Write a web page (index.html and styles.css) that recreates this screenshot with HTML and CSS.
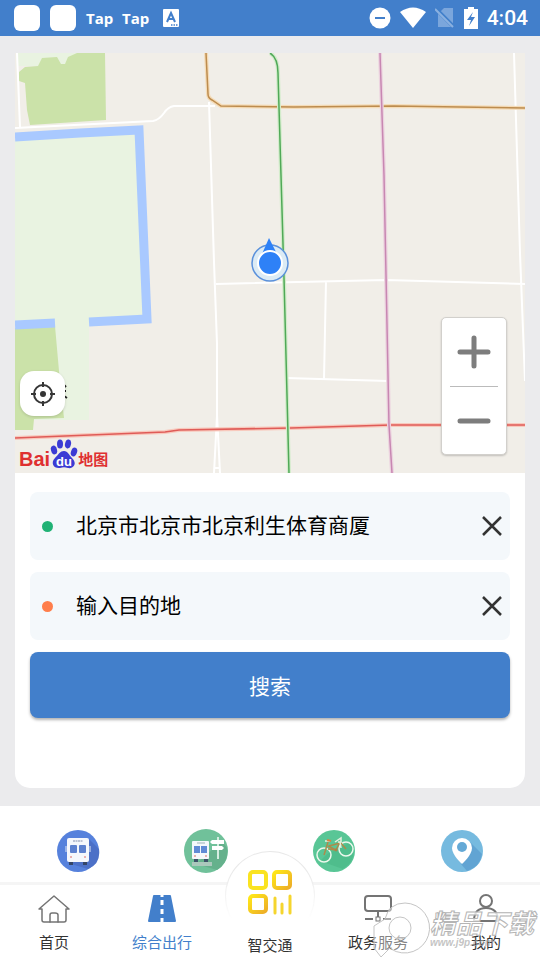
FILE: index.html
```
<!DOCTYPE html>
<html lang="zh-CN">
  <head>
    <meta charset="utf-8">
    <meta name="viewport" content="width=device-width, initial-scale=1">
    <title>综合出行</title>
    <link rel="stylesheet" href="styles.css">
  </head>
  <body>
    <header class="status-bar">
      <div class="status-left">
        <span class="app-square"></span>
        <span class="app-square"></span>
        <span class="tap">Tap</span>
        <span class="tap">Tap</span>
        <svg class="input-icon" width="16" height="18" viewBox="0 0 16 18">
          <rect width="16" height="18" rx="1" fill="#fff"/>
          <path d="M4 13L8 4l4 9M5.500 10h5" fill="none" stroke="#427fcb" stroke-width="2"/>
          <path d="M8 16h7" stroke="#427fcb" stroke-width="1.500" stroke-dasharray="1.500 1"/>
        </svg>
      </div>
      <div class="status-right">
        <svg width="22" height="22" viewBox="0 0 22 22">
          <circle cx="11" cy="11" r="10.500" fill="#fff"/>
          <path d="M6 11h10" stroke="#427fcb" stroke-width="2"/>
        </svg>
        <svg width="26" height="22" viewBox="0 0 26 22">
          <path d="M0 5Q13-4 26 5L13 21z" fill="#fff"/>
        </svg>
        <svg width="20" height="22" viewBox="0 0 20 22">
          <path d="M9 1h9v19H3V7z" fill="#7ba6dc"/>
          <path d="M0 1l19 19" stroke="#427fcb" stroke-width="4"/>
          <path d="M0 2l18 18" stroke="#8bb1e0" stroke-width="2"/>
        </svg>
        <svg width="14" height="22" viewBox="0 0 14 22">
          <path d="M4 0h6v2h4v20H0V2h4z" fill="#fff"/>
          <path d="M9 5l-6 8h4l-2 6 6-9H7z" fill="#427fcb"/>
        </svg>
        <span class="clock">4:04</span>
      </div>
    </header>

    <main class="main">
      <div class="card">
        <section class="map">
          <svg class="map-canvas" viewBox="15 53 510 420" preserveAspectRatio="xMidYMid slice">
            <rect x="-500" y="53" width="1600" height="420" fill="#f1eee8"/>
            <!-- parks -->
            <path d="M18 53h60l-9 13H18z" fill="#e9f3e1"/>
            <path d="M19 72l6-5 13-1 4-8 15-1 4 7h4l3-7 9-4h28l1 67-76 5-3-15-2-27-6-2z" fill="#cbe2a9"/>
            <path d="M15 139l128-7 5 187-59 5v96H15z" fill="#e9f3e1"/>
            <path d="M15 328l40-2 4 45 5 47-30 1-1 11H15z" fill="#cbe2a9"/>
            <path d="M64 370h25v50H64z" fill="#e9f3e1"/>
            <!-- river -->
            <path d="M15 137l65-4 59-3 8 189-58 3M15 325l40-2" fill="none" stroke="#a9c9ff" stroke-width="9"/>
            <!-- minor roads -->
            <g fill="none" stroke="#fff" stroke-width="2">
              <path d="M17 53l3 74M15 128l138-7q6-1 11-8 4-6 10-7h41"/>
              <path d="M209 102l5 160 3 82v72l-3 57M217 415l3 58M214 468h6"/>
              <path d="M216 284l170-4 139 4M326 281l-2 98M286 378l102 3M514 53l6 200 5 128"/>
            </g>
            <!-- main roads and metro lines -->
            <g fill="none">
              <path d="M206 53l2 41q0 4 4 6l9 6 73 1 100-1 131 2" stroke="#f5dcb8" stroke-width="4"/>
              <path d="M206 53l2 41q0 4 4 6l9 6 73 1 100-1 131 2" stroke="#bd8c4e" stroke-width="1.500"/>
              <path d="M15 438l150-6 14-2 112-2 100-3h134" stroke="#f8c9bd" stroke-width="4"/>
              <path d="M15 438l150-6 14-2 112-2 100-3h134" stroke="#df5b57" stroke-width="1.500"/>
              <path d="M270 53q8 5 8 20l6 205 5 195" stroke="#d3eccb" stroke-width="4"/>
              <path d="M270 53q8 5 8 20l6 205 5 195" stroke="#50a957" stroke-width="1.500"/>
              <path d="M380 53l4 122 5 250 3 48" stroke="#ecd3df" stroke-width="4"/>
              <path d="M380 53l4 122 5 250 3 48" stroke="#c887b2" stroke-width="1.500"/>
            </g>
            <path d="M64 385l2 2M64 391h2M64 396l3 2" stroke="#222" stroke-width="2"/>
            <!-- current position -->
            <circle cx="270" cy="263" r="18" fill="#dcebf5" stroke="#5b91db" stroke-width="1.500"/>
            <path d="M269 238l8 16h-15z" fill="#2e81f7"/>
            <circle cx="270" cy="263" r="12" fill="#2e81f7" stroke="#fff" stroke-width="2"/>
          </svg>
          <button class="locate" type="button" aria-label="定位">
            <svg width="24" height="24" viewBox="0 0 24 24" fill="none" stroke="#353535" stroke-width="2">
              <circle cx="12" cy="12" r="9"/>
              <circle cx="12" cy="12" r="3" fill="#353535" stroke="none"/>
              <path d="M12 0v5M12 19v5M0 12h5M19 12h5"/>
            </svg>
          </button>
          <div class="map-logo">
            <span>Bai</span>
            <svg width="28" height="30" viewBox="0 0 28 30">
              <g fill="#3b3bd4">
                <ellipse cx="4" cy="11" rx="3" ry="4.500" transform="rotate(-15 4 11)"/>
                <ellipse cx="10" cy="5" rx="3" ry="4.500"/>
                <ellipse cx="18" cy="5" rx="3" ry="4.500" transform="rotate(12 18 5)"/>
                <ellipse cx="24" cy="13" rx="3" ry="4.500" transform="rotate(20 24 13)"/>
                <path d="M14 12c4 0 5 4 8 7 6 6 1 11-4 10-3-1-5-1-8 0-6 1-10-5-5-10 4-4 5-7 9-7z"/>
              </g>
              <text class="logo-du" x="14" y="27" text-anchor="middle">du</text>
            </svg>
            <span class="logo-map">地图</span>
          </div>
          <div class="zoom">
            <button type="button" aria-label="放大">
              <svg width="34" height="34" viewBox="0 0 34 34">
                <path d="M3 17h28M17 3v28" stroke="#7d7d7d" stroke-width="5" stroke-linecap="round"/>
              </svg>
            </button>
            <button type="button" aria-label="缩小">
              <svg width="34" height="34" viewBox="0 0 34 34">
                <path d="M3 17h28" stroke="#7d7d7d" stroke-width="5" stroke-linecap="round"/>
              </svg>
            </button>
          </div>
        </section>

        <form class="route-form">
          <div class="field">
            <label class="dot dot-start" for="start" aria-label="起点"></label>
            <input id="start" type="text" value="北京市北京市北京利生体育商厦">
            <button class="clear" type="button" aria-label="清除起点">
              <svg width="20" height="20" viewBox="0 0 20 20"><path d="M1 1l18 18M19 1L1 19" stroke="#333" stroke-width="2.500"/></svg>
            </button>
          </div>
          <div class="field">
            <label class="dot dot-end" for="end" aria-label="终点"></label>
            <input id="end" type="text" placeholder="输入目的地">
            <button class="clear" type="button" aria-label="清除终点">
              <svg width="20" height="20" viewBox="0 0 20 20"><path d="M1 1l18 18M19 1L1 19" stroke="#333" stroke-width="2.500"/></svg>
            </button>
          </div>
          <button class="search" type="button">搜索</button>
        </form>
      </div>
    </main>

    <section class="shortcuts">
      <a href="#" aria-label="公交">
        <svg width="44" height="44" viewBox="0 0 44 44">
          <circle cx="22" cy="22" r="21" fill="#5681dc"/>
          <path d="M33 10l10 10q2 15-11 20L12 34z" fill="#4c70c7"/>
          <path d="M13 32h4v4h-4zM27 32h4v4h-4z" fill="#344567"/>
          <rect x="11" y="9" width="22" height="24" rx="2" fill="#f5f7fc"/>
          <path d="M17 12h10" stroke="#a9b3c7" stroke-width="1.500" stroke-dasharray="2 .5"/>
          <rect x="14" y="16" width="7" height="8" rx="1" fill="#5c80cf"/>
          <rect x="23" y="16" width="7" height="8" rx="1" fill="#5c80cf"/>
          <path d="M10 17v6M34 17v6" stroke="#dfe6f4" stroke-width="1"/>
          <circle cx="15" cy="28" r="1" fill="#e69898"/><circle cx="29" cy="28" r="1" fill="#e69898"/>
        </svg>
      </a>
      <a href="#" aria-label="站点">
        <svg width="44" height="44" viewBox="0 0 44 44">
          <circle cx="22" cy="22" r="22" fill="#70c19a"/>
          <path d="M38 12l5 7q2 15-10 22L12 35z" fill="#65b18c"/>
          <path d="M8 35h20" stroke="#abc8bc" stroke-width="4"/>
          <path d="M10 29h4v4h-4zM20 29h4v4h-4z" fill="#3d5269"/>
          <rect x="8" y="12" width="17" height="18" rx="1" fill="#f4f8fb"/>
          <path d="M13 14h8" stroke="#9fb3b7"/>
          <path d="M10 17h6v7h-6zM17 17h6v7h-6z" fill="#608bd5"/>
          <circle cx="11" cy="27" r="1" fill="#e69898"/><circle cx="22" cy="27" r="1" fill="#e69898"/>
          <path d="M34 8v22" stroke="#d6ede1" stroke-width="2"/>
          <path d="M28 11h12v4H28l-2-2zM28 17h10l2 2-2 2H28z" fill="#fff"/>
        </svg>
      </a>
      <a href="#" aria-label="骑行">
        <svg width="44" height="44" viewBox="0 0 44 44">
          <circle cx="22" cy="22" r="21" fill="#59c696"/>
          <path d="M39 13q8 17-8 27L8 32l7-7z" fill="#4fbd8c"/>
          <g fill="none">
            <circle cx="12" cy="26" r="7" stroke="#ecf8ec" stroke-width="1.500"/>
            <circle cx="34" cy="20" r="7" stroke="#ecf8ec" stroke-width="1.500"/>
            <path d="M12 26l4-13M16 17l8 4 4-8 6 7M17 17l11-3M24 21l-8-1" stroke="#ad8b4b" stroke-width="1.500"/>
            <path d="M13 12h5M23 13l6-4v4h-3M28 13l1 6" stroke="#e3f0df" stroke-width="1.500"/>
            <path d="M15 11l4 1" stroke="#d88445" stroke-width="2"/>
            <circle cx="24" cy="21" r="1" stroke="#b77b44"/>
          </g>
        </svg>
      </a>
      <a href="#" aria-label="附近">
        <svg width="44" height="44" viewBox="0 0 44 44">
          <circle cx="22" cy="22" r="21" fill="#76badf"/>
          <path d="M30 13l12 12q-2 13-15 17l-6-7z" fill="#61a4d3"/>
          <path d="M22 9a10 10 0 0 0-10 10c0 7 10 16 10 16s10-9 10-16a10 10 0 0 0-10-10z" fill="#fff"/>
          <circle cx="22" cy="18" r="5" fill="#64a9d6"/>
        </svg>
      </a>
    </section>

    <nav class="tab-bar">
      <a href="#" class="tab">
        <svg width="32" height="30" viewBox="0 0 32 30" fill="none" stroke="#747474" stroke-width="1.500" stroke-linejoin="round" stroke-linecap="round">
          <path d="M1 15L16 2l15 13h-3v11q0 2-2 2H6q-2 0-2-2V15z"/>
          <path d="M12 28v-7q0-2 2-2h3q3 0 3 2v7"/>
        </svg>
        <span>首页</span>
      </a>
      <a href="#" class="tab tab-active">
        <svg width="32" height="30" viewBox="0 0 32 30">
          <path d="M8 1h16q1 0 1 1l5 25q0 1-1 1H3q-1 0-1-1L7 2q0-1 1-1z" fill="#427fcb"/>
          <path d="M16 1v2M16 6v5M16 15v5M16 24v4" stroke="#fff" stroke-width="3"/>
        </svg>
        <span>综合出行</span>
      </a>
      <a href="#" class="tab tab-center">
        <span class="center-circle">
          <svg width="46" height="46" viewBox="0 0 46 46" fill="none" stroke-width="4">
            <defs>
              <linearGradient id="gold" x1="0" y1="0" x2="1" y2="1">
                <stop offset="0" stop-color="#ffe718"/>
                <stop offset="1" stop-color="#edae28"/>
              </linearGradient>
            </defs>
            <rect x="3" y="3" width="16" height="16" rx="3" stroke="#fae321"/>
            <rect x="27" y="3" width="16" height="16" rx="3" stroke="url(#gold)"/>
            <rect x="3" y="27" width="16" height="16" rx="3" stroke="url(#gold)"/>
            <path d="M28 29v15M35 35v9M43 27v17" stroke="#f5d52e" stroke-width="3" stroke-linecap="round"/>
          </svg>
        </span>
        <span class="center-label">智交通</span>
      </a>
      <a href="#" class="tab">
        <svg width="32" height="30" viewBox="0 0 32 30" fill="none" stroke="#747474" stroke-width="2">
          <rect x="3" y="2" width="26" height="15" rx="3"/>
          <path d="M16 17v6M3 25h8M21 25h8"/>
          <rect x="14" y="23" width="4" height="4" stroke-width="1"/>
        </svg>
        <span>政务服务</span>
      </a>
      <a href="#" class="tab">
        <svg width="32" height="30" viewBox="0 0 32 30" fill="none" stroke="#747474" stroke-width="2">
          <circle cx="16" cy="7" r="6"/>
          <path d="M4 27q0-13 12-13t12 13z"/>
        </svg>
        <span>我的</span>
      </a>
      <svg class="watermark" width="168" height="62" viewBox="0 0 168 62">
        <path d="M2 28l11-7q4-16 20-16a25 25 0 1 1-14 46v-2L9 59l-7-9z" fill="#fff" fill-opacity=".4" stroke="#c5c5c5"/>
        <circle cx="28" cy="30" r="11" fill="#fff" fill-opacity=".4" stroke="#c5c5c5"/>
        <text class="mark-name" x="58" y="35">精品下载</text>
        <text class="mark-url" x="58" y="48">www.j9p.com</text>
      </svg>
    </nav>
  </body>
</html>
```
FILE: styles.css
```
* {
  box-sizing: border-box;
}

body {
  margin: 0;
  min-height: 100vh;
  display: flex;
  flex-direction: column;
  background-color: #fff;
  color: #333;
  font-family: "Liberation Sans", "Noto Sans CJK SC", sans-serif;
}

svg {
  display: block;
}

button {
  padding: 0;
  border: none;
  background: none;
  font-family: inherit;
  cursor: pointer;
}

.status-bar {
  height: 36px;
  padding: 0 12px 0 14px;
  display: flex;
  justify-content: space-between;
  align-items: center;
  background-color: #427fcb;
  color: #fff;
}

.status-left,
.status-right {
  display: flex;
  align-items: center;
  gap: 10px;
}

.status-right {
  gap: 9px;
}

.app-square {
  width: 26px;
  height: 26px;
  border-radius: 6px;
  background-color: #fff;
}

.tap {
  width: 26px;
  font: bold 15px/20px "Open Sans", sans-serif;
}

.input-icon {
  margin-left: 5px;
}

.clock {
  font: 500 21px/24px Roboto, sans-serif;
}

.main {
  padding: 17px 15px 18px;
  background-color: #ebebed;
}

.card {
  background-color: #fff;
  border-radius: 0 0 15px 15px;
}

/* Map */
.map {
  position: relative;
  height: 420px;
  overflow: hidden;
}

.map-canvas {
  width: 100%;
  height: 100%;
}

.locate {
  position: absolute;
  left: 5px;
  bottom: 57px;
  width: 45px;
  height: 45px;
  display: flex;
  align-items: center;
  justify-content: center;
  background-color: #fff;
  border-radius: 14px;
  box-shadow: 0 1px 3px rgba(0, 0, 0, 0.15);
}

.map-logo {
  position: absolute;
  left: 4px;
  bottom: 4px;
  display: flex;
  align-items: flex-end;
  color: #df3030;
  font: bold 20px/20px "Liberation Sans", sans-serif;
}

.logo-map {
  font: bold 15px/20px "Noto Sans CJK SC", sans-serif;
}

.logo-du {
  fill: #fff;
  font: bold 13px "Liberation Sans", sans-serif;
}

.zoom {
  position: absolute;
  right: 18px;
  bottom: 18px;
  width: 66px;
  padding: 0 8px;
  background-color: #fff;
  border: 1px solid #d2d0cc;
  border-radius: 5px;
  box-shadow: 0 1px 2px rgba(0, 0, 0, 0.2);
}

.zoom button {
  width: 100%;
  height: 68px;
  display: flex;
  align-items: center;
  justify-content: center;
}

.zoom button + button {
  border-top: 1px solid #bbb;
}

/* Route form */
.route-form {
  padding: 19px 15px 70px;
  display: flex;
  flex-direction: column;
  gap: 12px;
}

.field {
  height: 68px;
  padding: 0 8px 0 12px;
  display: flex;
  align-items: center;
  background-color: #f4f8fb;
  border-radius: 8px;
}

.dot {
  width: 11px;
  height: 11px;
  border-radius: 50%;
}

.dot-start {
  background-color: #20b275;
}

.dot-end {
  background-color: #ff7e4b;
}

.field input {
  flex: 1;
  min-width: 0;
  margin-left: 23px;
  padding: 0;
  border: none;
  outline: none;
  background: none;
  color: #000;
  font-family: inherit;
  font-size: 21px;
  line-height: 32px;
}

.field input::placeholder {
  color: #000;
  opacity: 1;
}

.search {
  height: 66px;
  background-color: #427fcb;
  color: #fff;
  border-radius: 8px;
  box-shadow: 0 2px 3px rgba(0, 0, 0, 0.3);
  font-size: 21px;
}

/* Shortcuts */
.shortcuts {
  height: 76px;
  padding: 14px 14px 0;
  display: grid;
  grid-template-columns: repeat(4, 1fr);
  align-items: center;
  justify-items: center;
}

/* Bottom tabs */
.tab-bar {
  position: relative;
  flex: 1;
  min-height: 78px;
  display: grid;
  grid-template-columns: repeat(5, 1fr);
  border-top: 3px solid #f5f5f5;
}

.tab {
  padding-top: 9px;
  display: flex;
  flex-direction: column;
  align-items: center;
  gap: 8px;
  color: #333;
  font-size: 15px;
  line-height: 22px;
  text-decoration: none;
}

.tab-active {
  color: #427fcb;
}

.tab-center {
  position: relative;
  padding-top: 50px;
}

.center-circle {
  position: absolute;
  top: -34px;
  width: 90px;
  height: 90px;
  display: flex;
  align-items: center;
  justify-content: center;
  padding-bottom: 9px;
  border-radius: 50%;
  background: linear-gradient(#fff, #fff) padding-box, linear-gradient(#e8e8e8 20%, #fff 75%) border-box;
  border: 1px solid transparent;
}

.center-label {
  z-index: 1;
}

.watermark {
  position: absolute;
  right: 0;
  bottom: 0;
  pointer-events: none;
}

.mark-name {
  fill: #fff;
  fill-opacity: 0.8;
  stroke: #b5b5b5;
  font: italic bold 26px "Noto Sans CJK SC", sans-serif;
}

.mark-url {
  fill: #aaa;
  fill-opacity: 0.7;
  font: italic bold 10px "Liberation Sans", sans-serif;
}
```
+ + + +
Objective: All lines holding the word "html" should be picked out and copied.

The output:
Write a web page (index.html and styles.css) that recreates this screenshot with HTML and CSS.
FILE: index.html
<!DOCTYPE html>
<html lang="zh-CN">
</html>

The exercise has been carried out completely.